Eames believes there’s another major issue to consider: football. “Regardless of marketing, for me there are two fundamental issues to sort out: New Street station must be redeveloped and the city has to have two teams in the Premiership, and one that regularly plays in the Champions League. Is that too much to ask?”
Aston Villa fan Tomlinson agrees: “You go abroad and people know all about Manchester United. Perhaps Birmingham suffers from not having a similar level of sporting success.”
Hodgson, however, sees it differently. “Our forthcoming sports campaign will celebrate Birmingham’s great sporting credentials. The city has staged more major sporting events than any other UK city. This year is no exception – we’re staging the European Athletic Indoor Championships, the only major athletics event before the Olympic Games.”

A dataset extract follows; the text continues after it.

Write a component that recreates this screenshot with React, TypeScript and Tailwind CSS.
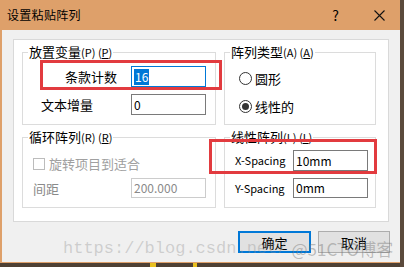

Tourism is another vital component of a successful city and Hodgson and his team have been working hard to entice the BBC’s Holiday programme to visit the city. It finally paid off when the show recently included a section on the city following a visit by Laurence Llewellyn-Bowen.
“They were overwhelmed by what they found,” says Hodgson of the BBC visit. “They came away saying they had too much footage. This, for me, sums up the difference between perception and reality. That programme proves the city is firmly on the map as a short-break destination.”
During his visit, Bowen spoke to local journalists about the Holiday team’s findings in Birmingham. “It’s suddenly coming into its own after all of those years of having its heart ripped out,” he explained. “Suddenly things are beginning to bolt together.”
He identified the Radisson building, a visible landmark on the city’s skyline, as an example of the progress being made in Birmingham. “It’s something you see as you drive in, something you see on the horizon, and in a way it’s almost something Birmingham needs more of: real signature horizon statements.”
It’s a horizon that’s looking brighter and brighter. While people outside the West Midlands continue to take pops at Birmingham, the city is not only fighting fit, it’s looking stronger than ever.